__What to produce__
Locate every line below that contains the word "this" and copy it.

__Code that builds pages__
______

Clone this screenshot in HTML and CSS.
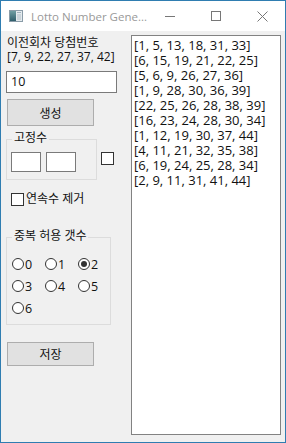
FILE: index.html
```html
<!DOCTYPE html>
<html lang="ko">
<head>
  <meta charset="UTF-8" />
  <title>Lotto Number Generator</title>
  <link rel="stylesheet" href="styles.css">
</head>
<body>

<div class="window">
  <div class="titlebar">
    <svg class="app-icon" width="14" height="12" viewBox="0 0 14 12">
      <defs>
        <linearGradient id="pane" x1="0" y1="0" x2="0" y2="1">
          <stop offset="0" stop-color="#6f9ea3" />
          <stop offset="1" stop-color="#2f5e6c" />
        </linearGradient>
      </defs>
      <rect x="0.5" y="0.5" width="13" height="11" fill="#e4eaee" stroke="#8a9ca8" />
      <rect x="1" y="1" width="6" height="10" fill="url(#pane)" />
      <rect x="8" y="2" width="4" height="1" fill="#9fb1bc" />
      <rect x="8" y="4" width="4" height="6" fill="#c9d4da" />
    </svg>
    <span class="title">Lotto Number Gene...</span>
    <div class="controls">
      <span class="ctl">
        <svg width="10" height="10" viewBox="0 0 10 10"><path d="M0 5.5H10" stroke="#777" /></svg>
      </span>
      <span class="ctl">
        <svg width="10" height="10" viewBox="0 0 10 10"><rect x="0.5" y="0.5" width="9" height="9" fill="none" stroke="#777" /></svg>
      </span>
      <span class="ctl">
        <svg width="11" height="11" viewBox="0 0 11 11"><path d="M0.5 0.5L10.5 10.5M10.5 0.5L0.5 10.5" stroke="#777" /></svg>
      </span>
    </div>
  </div>

  <div class="client">
    <div class="side">
      <div class="prev">
        <div>이전회차 당첨번호</div>
        <div>[7, 9, 22, 27, 37, 42]</div>
      </div>

      <div class="textbox count">10</div>

      <button class="btn generate">생성</button>

      <div class="fixed-row">
        <div class="group fixed">
          <div class="group-title">고정수</div>
          <div class="fixed-inputs">
            <div class="textbox small"></div>
            <div class="textbox small"></div>
          </div>
        </div>
        <span class="box fixed-check"></span>
      </div>

      <div class="check-row">
        <span class="box"></span>
        <span>연속수 제거</span>
      </div>

      <div class="group dup">
        <div class="group-title">중복 허용 갯수</div>
        <div class="radios">
          <div class="radio"><span class="dot"></span>0</div>
          <div class="radio"><span class="dot"></span>1</div>
          <div class="radio"><span class="dot on"></span>2</div>
          <div class="radio"><span class="dot"></span>3</div>
          <div class="radio"><span class="dot"></span>4</div>
          <div class="radio"><span class="dot"></span>5</div>
          <div class="radio"><span class="dot"></span>6</div>
        </div>
      </div>

      <button class="btn save">저장</button>
    </div>

    <div class="listbox">
      <div class="item">[1, 5, 13, 18, 31, 33]</div>
      <div class="item">[6, 15, 19, 21, 22, 25]</div>
      <div class="item">[5, 6, 9, 26, 27, 36]</div>
      <div class="item">[1, 9, 28, 30, 36, 39]</div>
      <div class="item">[22, 25, 26, 28, 38, 39]</div>
      <div class="item">[16, 23, 24, 28, 30, 34]</div>
      <div class="item">[1, 12, 19, 30, 37, 44]</div>
      <div class="item">[4, 11, 21, 32, 35, 38]</div>
      <div class="item">[6, 19, 24, 25, 28, 34]</div>
      <div class="item">[2, 9, 11, 31, 41, 44]</div>
    </div>
  </div>
</div>

</body>
</html>
```

FILE: styles.css
```css
html, body {
  margin: 0;
  padding: 0;
  background: #fff;
}

body {
  font-family: "Open Sans", "Noto Sans CJK KR", sans-serif;
  font-size: 12px;
  color: #111;
}

.window {
  width: 286px;
  height: 443px;
  box-sizing: border-box;
  border: 1px solid #2f7db1;
  background: #f0f0f0;
  display: flex;
  flex-direction: column;
}

/* title bar */
.titlebar {
  height: 30px;
  flex-shrink: 0;
  background: #fff;
  display: flex;
  align-items: center;
}

.app-icon {
  margin-left: 8px;
  flex-shrink: 0;
}

.title {
  margin-left: 8px;
  font-size: 11.5px;
  color: #999;
  white-space: nowrap;
}

.controls {
  margin-left: auto;
  display: flex;
  flex-shrink: 0;
}

.ctl {
  width: 46px;
  height: 30px;
  display: flex;
  align-items: center;
  justify-content: center;
}

/* client area */
.client {
  flex: 1;
  display: flex;
}

.side {
  width: 130px;
  flex-shrink: 0;
}

.prev {
  margin: 5px 0 0 6px;
  line-height: 14px;
}

.textbox {
  box-sizing: border-box;
  border: 1px solid #7a7a7a;
  background: #fff;
}

.count {
  margin: 7px 0 0 5px;
  width: 111px;
  height: 22px;
  padding-left: 4px;
  line-height: 20px;
  font-size: 12.5px;
}

.btn {
  display: block;
  margin-left: 6px;
  width: 87px;
  padding: 0;
  border: 1px solid #adadad;
  background: #e1e1e1;
  font: inherit;
  color: #111;
}

.generate {
  margin-top: 6px;
  height: 27px;
}

.save {
  margin-top: 17px;
  height: 24px;
}

/* group boxes */
.group {
  border: 1px solid #dcdcdc;
  box-sizing: border-box;
}

.group-title {
  display: table;
  margin: -9px 0 0 5px;
  padding: 0 2px;
  line-height: 14px;
  background: #f0f0f0;
}

.fixed-row {
  display: flex;
  align-items: flex-start;
  margin-top: 13px;
}

.fixed {
  margin-left: 5px;
  width: 91px;
}

.fixed-inputs {
  display: flex;
  gap: 5px;
  margin: 7px 0 7px 4px;
}

.small {
  width: 30px;
  height: 20px;
}

.box {
  display: inline-block;
  width: 13px;
  height: 13px;
  box-sizing: border-box;
  border: 1px solid #333;
  background: #fff;
}

.fixed-check {
  margin: 13px 0 0 4px;
}

.check-row {
  display: flex;
  align-items: center;
  gap: 2px;
  margin: 12px 0 0 10px;
  line-height: 14px;
}

.dup {
  margin: 31px 0 0 5px;
  width: 105px;
}

.radios {
  display: grid;
  grid-template-columns: 33px 33px 33px;
  grid-auto-rows: 22px;
  margin: 10px 0 5px 5px;
  font-size: 12.5px;
}

.radio {
  display: flex;
  align-items: center;
  gap: 1px;
}

.dot {
  width: 12px;
  height: 12px;
  box-sizing: border-box;
  border: 1px solid #333;
  border-radius: 50%;
  background: #fff;
  display: flex;
  align-items: center;
  justify-content: center;
}

.dot.on::after {
  content: "";
  width: 6px;
  height: 6px;
  border-radius: 50%;
  background: #333;
}

/* result list */
.listbox {
  margin-top: 4px;
  width: 150px;
  height: 400px;
  box-sizing: border-box;
  border: 1px solid #828282;
  background: #fff;
  padding: 2px 0 0 2px;
  font-size: 13px;
  line-height: 15px;
}
```
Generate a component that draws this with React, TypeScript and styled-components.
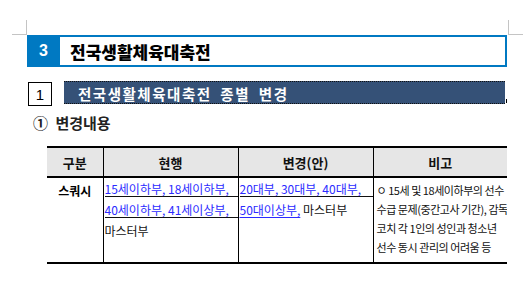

______

__Task answer__
Clone this screenshot in HTML and CSS.
Generate a component that draws this with React, TypeScript and styled-components.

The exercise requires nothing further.